There is no greater democracy in golf than the US Open, the 2014 version of which began with more than 10,000 entrants. The field is now whittled down to 156 who tee off on Thursday. But in the interests of brutal honesty let’s whittle it down further to those with a realistic chance of victory. That leaves us without about 30.
The trick is identifying those among this elite cadre who have the skill and the will to navigate a way around Pinehurst’s No2 course in fewer shots than the rest. Here’s six who will fancy their chances this week.
1. Bubba Watson: 18/1
We are contractually and morally obliged to note the left-handed American is going for the second leg of the Bubba Slam.
Traditionally, the Masters and the US Open bear very little resemblance to each other – one demands creativity while the other calls from endurance. But this year, Pinehurst, with its wide fairway and treacherous greens, offers a similar challenge to that presented at Augusta National.
It will ask for power and subtlety, imagination around the greens and bravery with the putter. Bubba has the first three attributes in spades. It’s his putting that comes with a question mark. If it’s off, he might still contend. If it’s on – he will probably win.
2. Sergio Garcia 33/1
Still majorless after all these years. The Spaniard has a decent record in the US Open, better than you might think for a man with little patience in an event that demands patience above all else.
Contrary to popular belief, Sergio is actually a very good putter these days (26th in total putting on the PGA Tour this year). He has always been a brilliant “scrambler” (fifth on tour this year, since you ask). As for driving the ball – has anyone over the last 10 years been as consistently accurate? Probably not.

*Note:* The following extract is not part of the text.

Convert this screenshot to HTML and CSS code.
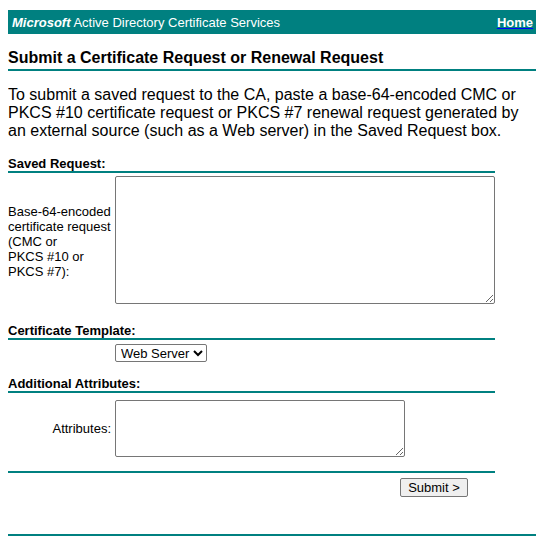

But can Sergio put it all together over the space of four days?
3. Kevin Na 125/1
Slower than a snail, shorter off the tee than Ronnie Corbett, it is hard to imagine the Californian as a Major champion.
But every once in a while the US Open throws up a winner who doesn’t fall into the category of golfing royalty. Na is a gritty player who usually finds a way to get the ball in the hole with maximum efficiency. He is also on form. Could he win? Probably not. Could he sneak his way into the top six. You bet.
4. Graeme McDowell 55/1
The 2010 US Open winner has cut an anonymous figure this year but this tournament usually rouses him from his slumber. He also has an added incentive after the USGA paired him together with Rory McIlroy for the first two rounds.
They probably thought the two Irishmen are still the closest of pals – an assumption that, by some accounts, may be somewhat out-of-date. We will leave it that, except to say McDowell would love to put one over on his countryman.
Oh, and did we mention – he’s No 1 in total putting on the PGA Tour! Never a bad thing heading into a major.
5. Jordan Spieth 25/1
In an era of perfect technique the 20-year-old has a refreshingly quirky swing and a gunslinger attitude that harks back to the days of old-school guys like Raymond Floyd and Lee Trevino.
It’s not how, it’s how many, as the old saying goes. Spieth might have that stamped on the back of his Titleist irons. The truth is there are no obvious weaknesses in his game.
He drives the ball well, is a fine ball-strikers and possesses the guts of a burglar on and around the greens. He is bound to win a US Open at some stage of his career, maybe even this year.
6. Paul Casey 100/1
Remember the “golden generation” of English golf – Westwood, Poulter, Rose and Donald?
Well, Casey had more raw talent than any of them. Injury and personal issues cost him three years of his career at precisely the point where he should have been peaking.
But he’s on the way back, with a couple of decent showings on the PGA Tour recently. It is probably too soon for him to win a major but don’t be surprised to see him floating around near the top of the leaderboard over the course of the week.
An each-way bet (first 6 before they tee off) for the golfing hipsters out there or 18/1 to be placed only (finish in the top 5) could be the play.